それと比べれば、この加藤なにがしという者が、それほどの悪人には見えないので困る。もちろん遺族からすれば憎むべき犯人であるし刑事罰に照らし死刑になることに異存はない。だがこの加藤が悪人でない以上、何故、そんな犯罪に走ることになったのか、たいへん腑に落ちないし、その気持ちが分かると言えば分るのである。それは空想が現実に転移するだけでいいのである。地獄絵図がこの世界に出現する事とそんなに大きな違いはない。こういう話は文学の領域だろうか。こういう事件を思う時、ドストエフスキーの罪と罰がいつも思い返される。

この傑作な探偵小説はラスコーリニコフが理想に燃えついに老婆を殺傷する物語である。が、その時の偶然から関係のない老婆の妹までも殺害してしまう。そのアクシデントが葛藤を生み、そして判事ポルフィーリィとの対決を向かえる。娼婦ソーニャの存在が物語を急展開させ結末に至る。

というようなあらすじの19世紀の架空の青年は現実に出現したそうである。それを聞いたドストエフスキーが何と語ったか失念しているのだが、確かに存在したのである。

それと比べると21世紀の殺人者は実に弱々しい。理想に燃えたわけでもなくカミュの異邦人のような「太陽が眩しかったから」という理由もない。

掲示板で馬鹿にされ、それを見返すためだけに17人もの人間を刺して回った。恐らく彼にとっては刺すものは猫でも枕でも何でもよかったはずだ。だがそれを人にしようと決めた理由がある。

彼は人と繋がりたかったのだ、抱きしめたかったのだ、それがただナイフをもって腹を抉るという行為だっただけで、あの瞬間に彼は人々と触れ合っていたのだ。だから人でなくちゃダメだったんだ。

彼からは絶望という言葉が思い浮かぶ。この絶望の果てに人を抱きしめようとした怪人は、遂に死刑となった。もし法がたんに行為に見合った刑罰を割り当てるだけのものであるならば、それは彼を闇に葬ろうとしていると見做される。社会が彼を理解する事もなく何もなかった事にしようとしているのならば、それは人間が人間に対して無関心になったのではないか。それはいつか己れ自身をも無関心の虜にしはすまいか。

絶望と言えば絶望先生だが、彼は「絶望した」とも言わずもくもくと秋葉原を歩いた。僕は新聞に写っている彼を見て AKB48 のコンサート会場にいて何の違和感もない、そういう人に見えた。果たして理由らしい理由が見つからず人を殺して回るのと、欲望の果てに人を殺すのと一体どちらが悪人なのだろうか?一体、悪人とはいうものがあるとして、それはどういうものであろうか?

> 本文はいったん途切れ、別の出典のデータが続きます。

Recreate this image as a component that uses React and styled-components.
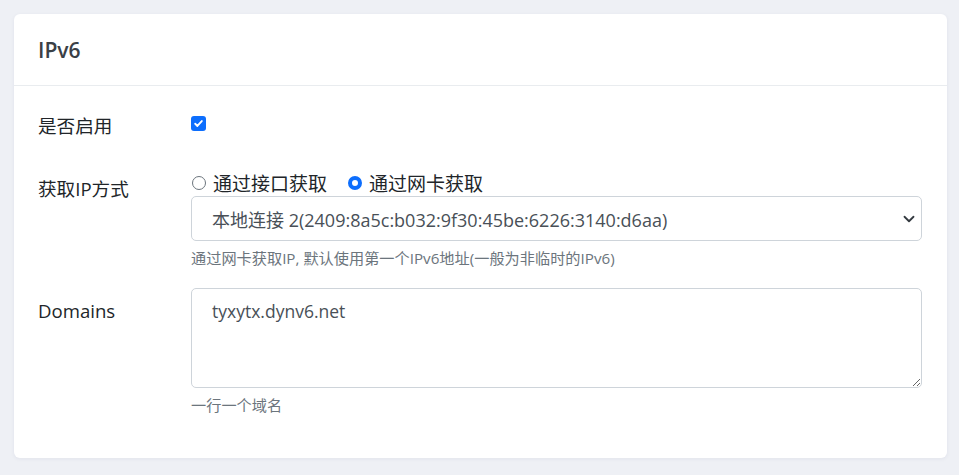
import React from 'react'
import styled, { createGlobalStyle } from 'styled-components';

const GlobalStyle = createGlobalStyle`
    * {
        box-sizing: border-box;
    }
    body {
        margin: 0;
        background: #eef0f5;
        font-family: "Open Sans", "Noto Sans CJK SC", sans-serif;
        color: #212529;
    }
`;

export default function App() {
    return (
        <>
        <GlobalStyle />
        <Page>
            <Card>
                <CardHeader>
                    <Title>IPv6</Title>
                </CardHeader>
                <CardBody>
                    <Row $gap={27}>
                        <Label $top={2}>是否启用</Label>
                        <Field>
                            <CheckLine>
                                <Checkbox>
                                    <svg width="11" height="11" viewBox="0 0 20 20">
                                        <path d="M4 10.5l4 4 8-9" fill="none" stroke="#fff" strokeWidth="3.4" strokeLinecap="round" strokeLinejoin="round" />
                                    </svg>
                                </Checkbox>
                            </CheckLine>
                        </Field>
                    </Row>
                    <Row $gap={19}>
                        <Label $top={9}>获取IP方式</Label>
                        <Field>
                            <RadioLine>
                                <RadioItem>
                                    <Radio />
                                    通过接口获取
                                </RadioItem>
                                <RadioItem>
                                    <Radio $checked />
                                    通过网卡获取
                                </RadioItem>
                            </RadioLine>
                            <Select>
                                <span>本地连接 2(2409:8a5c:b032:9f30:45be:6226:3140:d6aa)</span>
                                <svg width="12" height="12" viewBox="0 0 16 16">
                                    <path d="M2 5l6 6 6-6" fill="none" stroke="#343a40" strokeWidth="2.4" strokeLinecap="round" strokeLinejoin="round" />
                                </svg>
                            </Select>
                            <Help>通过网卡获取IP, 默认使用第一个IPv6地址(一般为非临时的IPv6)</Help>
                        </Field>
                    </Row>
                    <Row $gap={0}>
                        <Label $top={9}>Domains</Label>
                        <Field>
                            <TextArea defaultValue="tyxytx.dynv6.net" />
                            <Help>一行一个域名</Help>
                        </Field>
                    </Row>
                </CardBody>
            </Card>
        </Page>
        </>
    );
};

const Page = styled.div `
    padding: 14px 12px 17px 14px;
`;
const Card = styled.section `
    background: #fff;
    border-radius: 6px;
    box-shadow: 0 1px 4px rgba(30, 40, 80, 0.06);
`;
const CardHeader = styled.div `
    height: 72px;
    padding: 0 24px;
    display: flex;
    align-items: center;
    border-bottom: 1px solid #e9ecef;
`;
const Title = styled.h4 `
    margin: 0;
    font-size: 21px;
    font-weight: 600;
    color: #3a4046;
`;
const CardBody = styled.div `
    padding: 24px 25px 42px 24px;
`;
const Row = styled.div `
    display: grid;
    grid-template-columns: 153px 1fr;
    margin-bottom: ${p => p.$gap}px;
`;
const Label = styled.div `
    font-size: 18.6px;
    line-height: 27px;
    padding-top: ${p => p.$top}px;
    color: #212529;
`;
const Field = styled.div `
    display: flex;
    flex-direction: column;
`;
const CheckLine = styled.div `
    height: 27px;
    display: flex;
    align-items: center;
`;
const Checkbox = styled.span `
    width: 15px;
    height: 15px;
    border-radius: 3px;
    background: #0d6efd;
    display: flex;
    align-items: center;
    justify-content: center;
`;
const RadioLine = styled.div `
    display: flex;
    gap: 20px;
    height: 27px;
    align-items: center;
    margin-top: 3px;
`;
const RadioItem = styled.label `
    display: flex;
    align-items: center;
    gap: 7px;
    font-size: 19px;
    color: #212529;
`;
const Radio = styled.span `
    width: 14px;
    height: 14px;
    border-radius: 50%;
    border: ${p => p.$checked ? '4px solid #0d6efd' : '1px solid #6c757d'};
    background: #fff;
    margin-left: 1px;
`;
const Select = styled.div `
    height: 45px;
    border: 1px solid #ced4da;
    border-radius: 5px;
    padding: 0 6px 0 20px;
    display: flex;
    align-items: center;
    justify-content: space-between;
    font-size: 18px;
    color: #495057;
`;
const Help = styled.div `
    margin-top: 6px;
    font-size: 15.2px;
    line-height: 22px;
    color: #6c757d;
`;
const TextArea = styled.textarea `
    height: 100px;
    border: 1px solid #ced4da;
    border-radius: 5px;
    padding: 9px 20px;
    font-family: "Open Sans", "Noto Sans CJK SC", sans-serif;
    font-size: 17.5px;
    line-height: 27px;
    color: #495057;
    resize: vertical;
    outline: none;
`;
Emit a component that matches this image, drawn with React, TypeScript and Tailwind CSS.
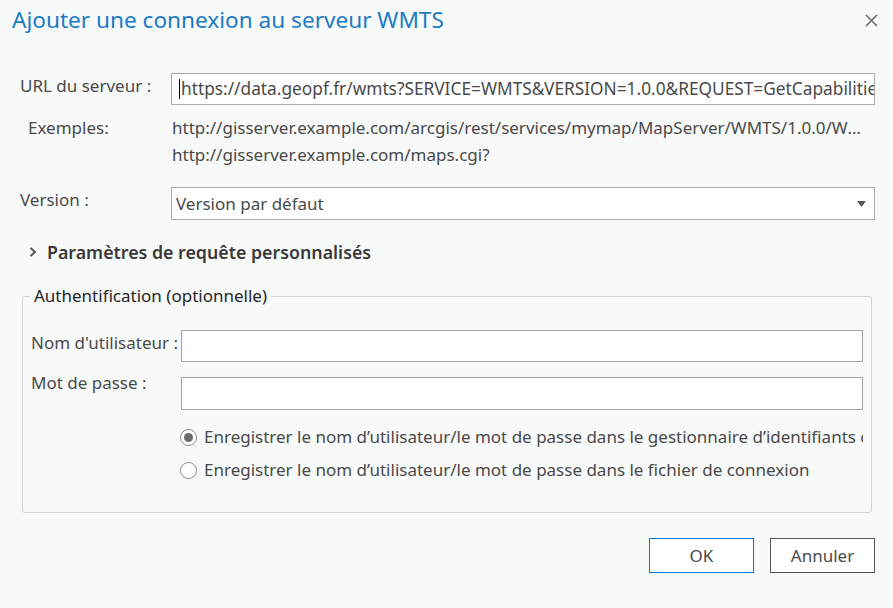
import React from "react";

const font = { fontFamily: '"Noto Sans", "Open Sans", sans-serif' };

export default function App() {
  return (
    <div
      className="w-[893px] h-[608px] bg-[#f8f9f9] text-[#4a4a4a] text-[17px] overflow-hidden relative"
      style={font}
    >
      <div className="flex items-start justify-between pl-[12px] pr-[15px] pt-[4px] h-[48px]">
        <div className="text-[22.6px] text-[#1b7cc4] leading-[32px]">Ajouter une connexion au serveur WMTS</div>
        <svg width="13" height="13" viewBox="0 0 13 13" className="mt-[10px]">
          <path d="M1 1 L12 12 M12 1 L1 12" stroke="#6a6a6a" strokeWidth="1.6" />
        </svg>
      </div>

      <div className="pl-[20px] pr-[18px] pt-[25px] flex flex-col">
        <div className="flex items-start">
          <div className="w-[151px] pt-[2px] leading-[22px] whitespace-nowrap">URL du serveur :</div>
          <div className="flex-1 h-[32px] border border-[#ababab] bg-white flex items-center pl-[7px] overflow-hidden whitespace-nowrap text-[17.3px]">
            <span className="w-px h-[20px] bg-black mr-[1px] shrink-0" />
            <span>https://data.geopf.fr/wmts?SERVICE=WMTS&amp;VERSION=1.0.0&amp;REQUEST=GetCapabilities</span>
          </div>
        </div>

        <div className="flex items-start mt-[9px]">
          <div className="w-[152px] pl-[8px] leading-[27px]">Exemples:</div>
          <div className="flex-1 min-w-0 leading-[27px]">
            <div className="truncate">http://gisserver.example.com/arcgis/rest/services/mymap/MapServer/WMTS/1.0.0/WMTSCapabilities.xml</div>
            <div className="truncate">http://gisserver.example.com/maps.cgi?</div>
          </div>
        </div>

        <div className="flex items-start mt-[19px]">
          <div className="w-[151px] leading-[22px] pt-[2px]">Version :</div>
          <div className="flex-1 h-[33px] border border-[#ababab] bg-white flex items-center justify-between pl-[4px] pr-[8px]">
            <span>Version par défaut</span>
            <svg width="9" height="6" viewBox="0 0 9 6">
              <path d="M0 0 H9 L4.5 6 Z" fill="#555" />
            </svg>
          </div>
        </div>

        <div className="flex items-center mt-[18px] pl-[8px] h-[28px]">
          <svg width="10" height="12" viewBox="0 0 10 12" className="mr-[9px]">
            <path d="M2.5 2 L7 6 L2.5 10" stroke="#555" strokeWidth="2" fill="none" />
          </svg>
          <span className="font-semibold text-[17.8px] text-[#3a3a3a]">Paramètres de requête personnalisés</span>
        </div>

        <div className="relative mt-[30px] ml-[2px] mr-[3px] h-[217px] border border-[#d4d4d4] rounded-[3px] pt-[33px] pl-[8px] pr-[8px]">
          <div className="absolute -top-[13px] left-[7px] px-[4px] bg-[#f8f9f9] leading-[24px] text-[#262626]">Authentification (optionnelle)</div>
          <div className="flex items-start">
            <div className="w-[150px] leading-[26px] whitespace-nowrap">Nom d'utilisateur :</div>
            <div className="flex-1 h-[32px] border border-[#a3a3a3] bg-white" />
          </div>
          <div className="flex items-start mt-[15px]">
            <div className="w-[150px] leading-[26px] -mt-[7px] whitespace-nowrap">Mot de passe :</div>
            <div className="flex-1 h-[33px] border border-[#a3a3a3] bg-white" />
          </div>
          <div className="pl-[149px] mt-[16px] flex flex-col gap-[11px]">
            <div className="flex items-center whitespace-nowrap overflow-hidden h-[22px]">
              <span className="w-[17px] h-[17px] rounded-full border border-[#8a8a8a] bg-white flex items-center justify-center mr-[7px] shrink-0">
                <span className="w-[9px] h-[9px] rounded-full bg-[#6b6b6b]" />
              </span>
              <span>Enregistrer le nom d’utilisateur/le mot de passe dans le gestionnaire d’identifiants de Windows</span>
            </div>
            <div className="flex items-center whitespace-nowrap overflow-hidden h-[22px]">
              <span className="w-[17px] h-[17px] rounded-full border border-[#8a8a8a] bg-white mr-[7px] shrink-0" />
              <span>Enregistrer le nom d’utilisateur/le mot de passe dans le fichier de connexion</span>
            </div>
          </div>
        </div>

        <div className="flex justify-end gap-[16px] mt-[25px]">
          <button className="w-[105px] h-[35px] border border-[#0078d7] bg-white text-[#4a4a4a]">OK</button>
          <button className="w-[105px] h-[35px] border border-[#555] bg-white text-[#4a4a4a]">Annuler</button>
        </div>
      </div>
    </div>
  );
}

絶望が殺人に昇華するにはどういう経験が必要だったのだろう。何か、が壊れていたのだろうか。その心理を描くだけで、もう小説ではないか。同時に万人が悪人と認めるような人物を書いてみるのも小説だろう。と、罪と罰を読んだ事もないのに思う。

僕にはこの事件の何処にも悪人を見つけられない。